Project 2 – Problem Set 2: Cross Sectional Data Analysis

Problem Set Overview

This problem set is designed to get you started analyzing the data for your project.

Part 1: R

The purpose of this step is to gain familiarity with your data and identify any issues (e.g., missing data, outliers). Complete the following steps with the convenience store transactions data.

  1. Specify your research question. Review the data dictionary accompanying the three data files and articulate the research question that you will seek to answer for Project 2.

  2. Generate a table of summary statistics. The table should include at least: variable names, mean (average), standard deviation, min, and max.

  3. Generate a ggpairs plot (i.e., the density and scatter plots) of your quantitative measures. Note that the visuals may be different for qualitative data.

  4. Perform any necessary data processing. For instance, did you drop any observations? Did you have to transform any variables? Write a narrative of your processing steps justifying your decisions.
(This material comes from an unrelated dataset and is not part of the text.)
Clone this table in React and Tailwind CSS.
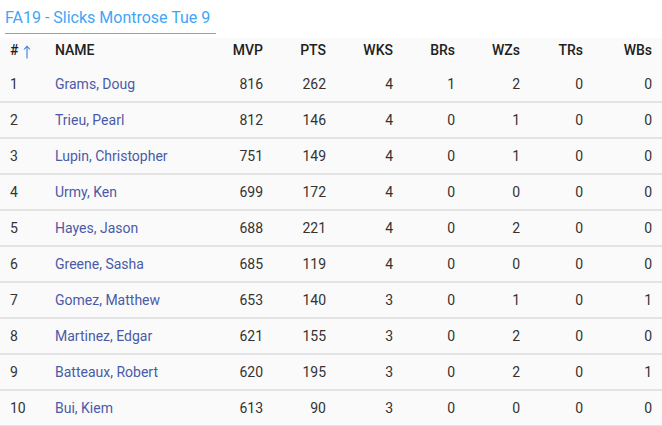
import React from "react";

const rows = [
  [1, "Grams, Doug", 816, 262, 4, 1, 2, 0, 0],
  [2, "Trieu, Pearl", 812, 146, 4, 0, 1, 0, 0],
  [3, "Lupin, Christopher", 751, 149, 4, 0, 1, 0, 0],
  [4, "Urmy, Ken", 699, 172, 4, 0, 0, 0, 0],
  [5, "Hayes, Jason", 688, 221, 4, 0, 2, 0, 0],
  [6, "Greene, Sasha", 685, 119, 4, 0, 0, 0, 0],
  [7, "Gomez, Matthew", 653, 140, 3, 0, 1, 0, 1],
  [8, "Martinez, Edgar", 621, 155, 3, 0, 2, 0, 0],
  [9, "Batteaux, Robert", 620, 195, 3, 0, 2, 0, 1],
  [10, "Bui, Kiem", 613, 90, 3, 0, 0, 0, 0],
];

const cols = ["MVP", "PTS", "WKS", "BRs", "WZs", "TRs", "WBs"];

const grid =
  "grid grid-cols-[55px_148px_60px_63px_67px_62px_65px_63px_69px] pr-[10px] items-center";

export default function App() {
  return (
    <div className="w-[662px] h-[426px] bg-white overflow-hidden font-['Roboto',sans-serif] text-[14px]">
      <div className="h-[38px] pl-[5px] pt-[6px]">
        <div className="w-[211px] border-b border-[#9e9e9e] pb-[3px] text-[16px] leading-[24px] text-[#42a5f5]">
          FA19 - Slicks Montrose Tue 9
        </div>
      </div>
      <div className="bg-[#fafafa]">
        <div className={`${grid} h-[29px] pb-[4px] font-medium text-[#212121]`}>
          <div className="pl-[10px] flex items-center gap-[5px]">
            <span>#</span>
            <svg width="8" height="14" viewBox="0 0 8 14" className="mt-[2px]">
              <path
                d="M4 13.5V1.5M1 4.5L4 1.2L7 4.5"
                fill="none"
                stroke="#3b7fd6"
                strokeWidth="1.1"
              />
            </svg>
          </div>
          <div>NAME</div>
          {cols.map((c) => (
            <div key={c} className="text-right">
              {c}
            </div>
          ))}
        </div>
        {rows.map((r) => (
          <div
            key={r[0]}
            className={`${grid} h-[36px] border-b-2 border-[#e3e3e3] text-[#333]`}
          >
            <div className="pl-[10px]">{r[0]}</div>
            <div className="text-[#4a5aa8]">{r[1]}</div>
            {r.slice(2).map((v, i) => (
              <div key={i} className="text-right">
                {v}
              </div>
            ))}
          </div>
        ))}
      </div>
    </div>
  );
}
  5. Write a narrative for your webpage describing your EDA and provide an interpretation of your data. (Tip: If someone were to read your narrative, would they be able to reproduce your steps?)

Part 2: Tableau

  1. In Tableau, produce an effective visualization to accompany the results from your explanatory data analysis.
  1. In Tableau, demonstrate that you can integrate summary statistics into your map Tooltip.

How to Submit

You should create a new webpage on your Google site titled Project 2 Problem Set 2. Submit the link to your Google site webpage in Canvas.